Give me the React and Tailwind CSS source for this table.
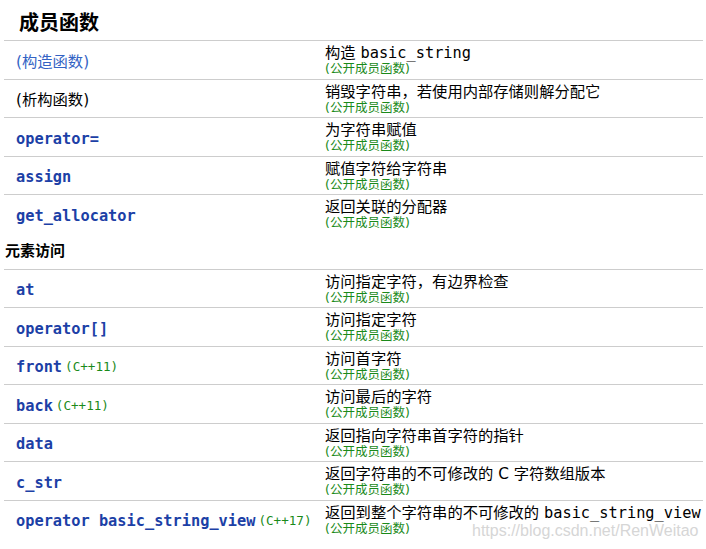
import React from "react";

const SANS = { fontFamily: '"DejaVu Sans", "Noto Sans CJK SC", sans-serif' };

function Code({ children }) {
  return (
    <span className="font-bold text-[15.3px] text-[#1c40a6] [font-family:'DejaVu_Sans_Mono',monospace]">
      {children}
    </span>
  );
}

function Ver({ children }) {
  return (
    <span className="ml-[3px] text-[12.6px] text-[#1a8a1a] [font-family:'DejaVu_Sans_Mono',monospace]">
      {children}
    </span>
  );
}

function Mono({ children }) {
  return <span className="[font-family:'DejaVu_Sans_Mono',monospace] text-[15.3px]">{children}</span>;
}

function Row({ left, desc }) {
  return (
    <div className="flex h-[38.5px] border-t border-[#cdcdcd]">
      <div className="w-[321px] pl-[12px] pt-[5px] flex items-center whitespace-nowrap">{left}</div>
      <div className="flex-1 pt-[3px] whitespace-nowrap">
        <div className="text-[15.3px] leading-[18px] text-black">{desc}</div>
        <div className="text-[12.5px] leading-[14px] text-[#1a8a1a]">(公开成员函数)</div>
      </div>
    </div>
  );
}

export default function App() {
  return (
    <div className="relative w-[706px] h-[549px] bg-white overflow-hidden" style={SANS}>
      <div className="h-[40px] pl-[19px] pt-[9px] text-[20px] leading-[28px] font-bold text-black">成员函数</div>
      <div className="ml-[4px] w-[699px]">
        <Row
          left={<span className="text-[15.3px] text-[#3363c4]">(构造函数)</span>}
          desc={<>构造 <Mono>basic_string</Mono></>}
        />
        <Row
          left={<span className="text-[15.3px] text-black">(析构函数)</span>}
          desc="销毁字符串，若使用内部存储则解分配它"
        />
        <Row left={<Code>operator=</Code>} desc="为字符串赋值" />
        <Row left={<Code>assign</Code>} desc="赋值字符给字符串" />
        <Row left={<Code>get_allocator</Code>} desc="返回关联的分配器" />
        <div className="h-[36px] pl-[1px] pt-[2px] flex items-center text-[15px] font-bold text-black">元素访问</div>
        <Row left={<Code>at</Code>} desc="访问指定字符，有边界检查" />
        <Row left={<Code>operator[]</Code>} desc="访问指定字符" />
        <Row left={<><Code>front</Code><Ver>(C++11)</Ver></>} desc="访问首字符" />
        <Row left={<><Code>back</Code><Ver>(C++11)</Ver></>} desc="访问最后的字符" />
        <Row left={<Code>data</Code>} desc="返回指向字符串首字符的指针" />
        <Row left={<Code>c_str</Code>} desc="返回字符串的不可修改的 C 字符数组版本" />
        <Row
          left={<><Code>operator basic_string_view</Code><Ver>(C++17)</Ver></>}
          desc={<>返回到整个字符串的不可修改的 <Mono>basic_string_view</Mono></>}
        />
      </div>
      <div className="absolute left-[472px] top-[520px] text-[16px] leading-[22px] text-[#d6d6d6] [font-family:'Liberation_Sans',sans-serif] pointer-events-none">
        https://blog.csdn.net/RenWeitao
      </div>
    </div>
  );
}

----

**Exercise directions**
Output the lines above in full and exactly as given, omitting any pictures.

**Output below**
Give me the React and Tailwind CSS source for this table.
import React from "react";

const SANS = { fontFamily: '"DejaVu Sans", "Noto Sans CJK SC", sans-serif' };

function Code({ children }) {
  return (
    <span className="font-bold text-[15.3px] text-[#1c40a6] [font-family:'DejaVu_Sans_Mono',monospace]">
      {children}
    </span>
  );
}

function Ver({ children }) {
  return (
    <span className="ml-[3px] text-[12.6px] text-[#1a8a1a] [font-family:'DejaVu_Sans_Mono',monospace]">
      {children}
    </span>
  );
}

function Mono({ children }) {
  return <span className="[font-family:'DejaVu_Sans_Mono',monospace] text-[15.3px]">{children}</span>;
}

function Row({ left, desc }) {
  return (
    <div className="flex h-[38.5px] border-t border-[#cdcdcd]">
      <div className="w-[321px] pl-[12px] pt-[5px] flex items-center whitespace-nowrap">{left}</div>
      <div className="flex-1 pt-[3px] whitespace-nowrap">
        <div className="text-[15.3px] leading-[18px] text-black">{desc}</div>
        <div className="text-[12.5px] leading-[14px] text-[#1a8a1a]">(公开成员函数)</div>
      </div>
    </div>
  );
}

export default function App() {
  return (
    <div className="relative w-[706px] h-[549px] bg-white overflow-hidden" style={SANS}>
      <div className="h-[40px] pl-[19px] pt-[9px] text-[20px] leading-[28px] font-bold text-black">成员函数</div>
      <div className="ml-[4px] w-[699px]">
        <Row
          left={<span className="text-[15.3px] text-[#3363c4]">(构造函数)</span>}
          desc={<>构造 <Mono>basic_string</Mono></>}
        />
        <Row
          left={<span className="text-[15.3px] text-black">(析构函数)</span>}
          desc="销毁字符串，若使用内部存储则解分配它"
        />
        <Row left={<Code>operator=</Code>} desc="为字符串赋值" />
        <Row left={<Code>assign</Code>} desc="赋值字符给字符串" />
        <Row left={<Code>get_allocator</Code>} desc="返回关联的分配器" />
        <div className="h-[36px] pl-[1px] pt-[2px] flex items-center text-[15px] font-bold text-black">元素访问</div>
        <Row left={<Code>at</Code>} desc="访问指定字符，有边界检查" />
        <Row left={<Code>operator[]</Code>} desc="访问指定字符" />
        <Row left={<><Code>front</Code><Ver>(C++11)</Ver></>} desc="访问首字符" />
        <Row left={<><Code>back</Code><Ver>(C++11)</Ver></>} desc="访问最后的字符" />
        <Row left={<Code>data</Code>} desc="返回指向字符串首字符的指针" />
        <Row left={<Code>c_str</Code>} desc="返回字符串的不可修改的 C 字符数组版本" />
        <Row
          left={<><Code>operator basic_string_view</Code><Ver>(C++17)</Ver></>}
          desc={<>返回到整个字符串的不可修改的 <Mono>basic_string_view</Mono></>}
        />
      </div>
      <div className="absolute left-[472px] top-[520px] text-[16px] leading-[22px] text-[#d6d6d6] [font-family:'Liberation_Sans',sans-serif] pointer-events-none">
        https://blog.csdn.net/RenWeitao
      </div>
    </div>
  );
}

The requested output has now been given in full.